The paradox of cooperation ∙
Work out your own salvation with fear and trembling – Philippians 2:12
20 Now may the God of peace – who brought up from the dead our Lord Jesus, the great Shepherd of the sheep, and ratified an eternal covenant with his blood –
21 may he equip you with all you need for doing his will. May he produce in you, through the power of Jesus Christ, every good thing that is pleasing to him. All glory to him forever and ever! Amen.
A medium-sized business in Des Moines, Iowa was having difficulty in finishing their work projects on time. The management determined that the blame started with the managers themselves. From them, it just trickled down to a large number of their employees. The workers seemed to be slacking off, huddled in little groups talking to each other, and consuming extraordinary amounts of time with their cell phones. They were not getting the job done!
Management decided to try to motivate employees with a bit of humor rather than disciplinary action. They posted a notice on the employee bulletin board. It read as follows:
“It has come to the attention of management that some of its employees apparently are dying on the job but failing to fall down. It has become impossible to distinguish between those that are dead and those that are still alive. This practice must stop. Therefore, any employee found dead in the upright position will immediately be terminated and dropped from the payroll.”
Good leaders and managers take responsibility for both good and bad outcomes. They establish achievable goals and set an example. They provide all of the resources required to accomplish the tasks. They work alongside their employees, have their backs, and motivate them. When necessary, they roll up their sleeves and get busy themselves. This is precisely what the Father has done.
Philippians 2:12 Work out your own salvation with fear and trembling
The Father has provided the same for His children. He sets goals and enables His children to achieve them. “Salvation” is not only something they receive; it is something they do” (Fee). Paul reveals an amazing paradox regarding how we cooperate with the Father in achieving the results He intends: we are to work out our own salvation. “Nowhere in the New Testament is the work of salvation more succinctly stated” (Barclay).
As a result of our faith in the Lord Jesus Christ, we have graciously been saved. Each child of the King has been given their “own salvation.” Now in this life, we are to strive to work it out by cooperating with the Father.

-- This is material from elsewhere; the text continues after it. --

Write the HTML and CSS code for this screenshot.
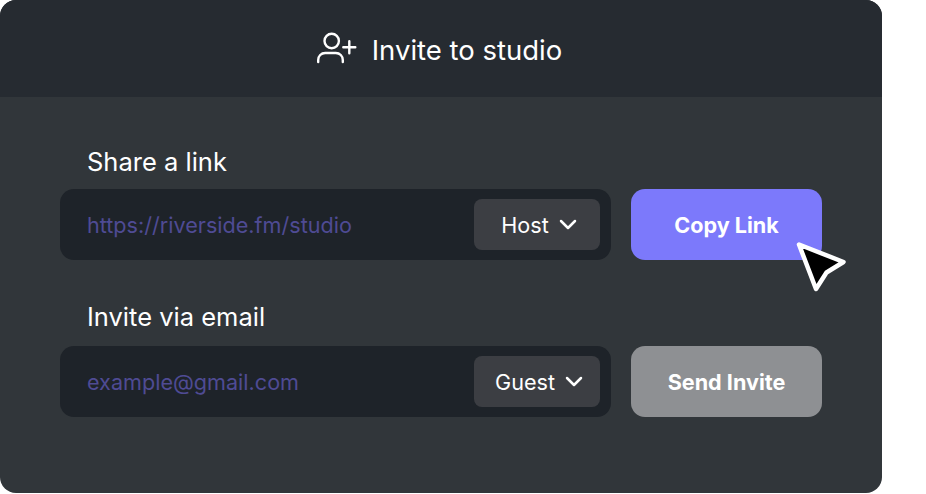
FILE: index.html
```html
<!DOCTYPE html>
<html lang="en">
<head>
    <meta charset="UTF-8">
    <meta name="viewport" content="width=device-width, initial-scale=1.0">
    <title>Invite to studio</title>
    <link rel="stylesheet" href="styles.css">
</head>
<body>
    <div class="card">
        <div class="card-header">
            <svg class="invite-icon" width="42" height="34" viewBox="0 0 42 34" fill="none" stroke="#fff" stroke-width="2.4" stroke-linecap="round" stroke-linejoin="round">
                <circle cx="15.7" cy="9" r="7.2"/>
                <path d="M2.2 30v-2c0-4 3-7 7-7h10.600c4 0 7 3 7 7v2"/>
                <path d="M33.300 9.300v12M27.300 15.300h12"/>
            </svg>
            <span class="card-title">Invite to studio</span>
        </div>
        <div class="card-body">
            <div class="field">
                <div class="field-label">Share a link</div>
                <div class="field-row">
                    <div class="input-box">
                        <span class="placeholder">https://riverside.fm/studio</span>
                        <div class="role-select">
                            <span>Host</span>
                            <svg width="18" height="11" viewBox="0 0 18 11" fill="none" stroke="#fff" stroke-width="2.5" stroke-linecap="round" stroke-linejoin="round"><path d="M2 2l7 7 7-7"/></svg>
                        </div>
                    </div>
                    <button class="action copy">Copy Link</button>
                </div>
            </div>
            <div class="field">
                <div class="field-label">Invite via email</div>
                <div class="field-row">
                    <div class="input-box">
                        <span class="placeholder">example@gmail.com</span>
                        <div class="role-select">
                            <span>Guest</span>
                            <svg width="18" height="11" viewBox="0 0 18 11" fill="none" stroke="#fff" stroke-width="2.5" stroke-linecap="round" stroke-linejoin="round"><path d="M2 2l7 7 7-7"/></svg>
                        </div>
                    </div>
                    <button class="action send">Send Invite</button>
                </div>
            </div>
        </div>
        <svg class="cursor" width="54" height="56" viewBox="0 0 54 56">
            <path d="M3 6.500L47.500 24 30.500 34.500 20 51Z" fill="#000" stroke="#fff" stroke-width="4.500" stroke-linejoin="round"/>
        </svg>
    </div>
</body>
</html>
```

FILE: styles.css
```css
body {
    margin: 0;
    background-color: #fff;
    font-family: Inter, "Liberation Sans", sans-serif;
}
.card {
    position: relative;
    width: 882px;
    height: 493px;
    border-radius: 16px;
    overflow: hidden;
    background-color: #31363a;
    color: #fff;
}
.card-header {
    height: 97px;
    display: flex;
    align-items: center;
    justify-content: center;
    gap: 14px;
    padding-right: 4px;
    box-sizing: border-box;
    background-color: #262b31;
    font-size: 27.5px;
}
.invite-icon {
    margin-top: 1px;
}
.card-title {
    padding-top: 2px;
}
.card-body {
    display: flex;
    flex-direction: column;
    gap: 42px;
    padding: 50px 60px 0;
}
.field-label {
    margin-left: 27px;
    margin-bottom: 11.5px;
    height: 30px;
    line-height: 30px;
    font-size: 25.5px;
}
.field:last-child .field-label {
    margin-bottom: 13.5px;
}
.field-row {
    display: flex;
    gap: 20px;
}
.input-box {
    width: 551px;
    height: 71.5px;
    box-sizing: border-box;
    display: flex;
    align-items: center;
    justify-content: space-between;
    padding: 0 11px 0 27px;
    border-radius: 14px;
    background-color: #1e2329;
}
.placeholder {
    padding-top: 2px;
    font-size: 21.6px;
    color: #4f4b94;
}
.role-select {
    width: 126px;
    height: 50.5px;
    box-sizing: border-box;
    display: flex;
    align-items: center;
    justify-content: center;
    gap: 10px;
    padding-left: 4px;
    border-radius: 8px;
    background-color: #3c3e43;
    font-size: 21.6px;
}
.role-select span {
    padding-top: 2px;
}
.action {
    width: 191px;
    height: 71.5px;
    padding: 2px 0 0;
    border: none;
    border-radius: 14px;
    font-family: inherit;
    font-size: 21.6px;
    font-weight: 700;
    color: #fff;
}
.copy {
    background-color: #7c79fb;
}
.send {
    background-color: #8e9093;
}
.cursor {
    position: absolute;
    left: 796px;
    top: 238px;
}
```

The Greek word translated work is katergazesthai. Katergazesthai comes from two Greek words kata which is a preposition and typically means down. Here used to intensify the verb. The other Greek word is ergazomai to work, perform, do, accomplish. Thus, katergazesthai means to put something into effect entirely or thoroughly, or to bringing to completion.
Paul is speaking as an athletic coach or military leader would today. He is telling children of the King to get the job done. Give it your all. Give it your best. Do not leave anything out on the field. When you are done, all of your energy and strength should be expended.
What is the paradox? As children of the King, we are commanded to do what the Father Himself is actively working within us to accomplish. We have only to collaborate with Him. What a delightful and extraordinary paradox indeed!
REFLECT & PRAY
The Father has a special and distinctive purpose for each of His children to fulfill. Each child is cherished, unique, and special in their own way.
Father thank You that You inspire and motivate us to do Your will. And then You empower me to do it. Father, help me to learn how to cooperate with You to get the job done.
The Father provides the motivation, the desire, to get the job done, and then He also works within us to give us the ability to do it. Putting it in other terms, when we recognize that the Father is at work within us, His activity and initiative should stimulate us to participate actively in the fulfillment of the Father’s own purpose and please Him (UBS).
Philippians 2:13 For God is working in you, giving you the desire and the power to do what pleases him
Each child of the King has the same task, to do what pleases Him.
He mysteriously and marvelously works within our hearts to cause us to want to do what He wants us to do. His initiative and work within us provide the incentive to desire and to do His will.
The Greek verb which is translated working is energeo. Energeo means to be at work, to be active, to get the job done. The English word energy comes from this term. “There are two signiﬁcant things about it; it is always used of the action of God, and it is always used of effective action. God’s action cannot be frustrated, nor can it remain half-ﬁnished; it must be fully effective” (Barclay). The Greek verb here is a present participle that connotes continuous action. The Father is always at work and never stops. He is literally in us always working to cause us to be willing (UBS).
The Father effectively works in each of His children so that His desire becomes our desire. And with the desire comes the ability. The Greek phrase could be literally rendered, “both to will and to work in behalf of the good pleasure” (UBS).
Here then is the paradox of cooperation. “God must work in us before He can work through us” (Wiersbe).
There are two sides to getting the job done. We are to work hard to show the results of our salvation, obeying the Father with deep reverence and awe. While at the same time the Father is working in us giving us the desire and the power to do what pleases Him (Osborne).
The Scriptures are replete with examples of this very thing.
For example, the Father took forty years to bring Moses to the place where He could use him to lead the people of Israel. As Moses tended sheep during those forty years, the father was working in him so that one day He might work through him. The father is more interested in the workman than in the work. If the workman is what he ought to be, the work will be what it ought to be.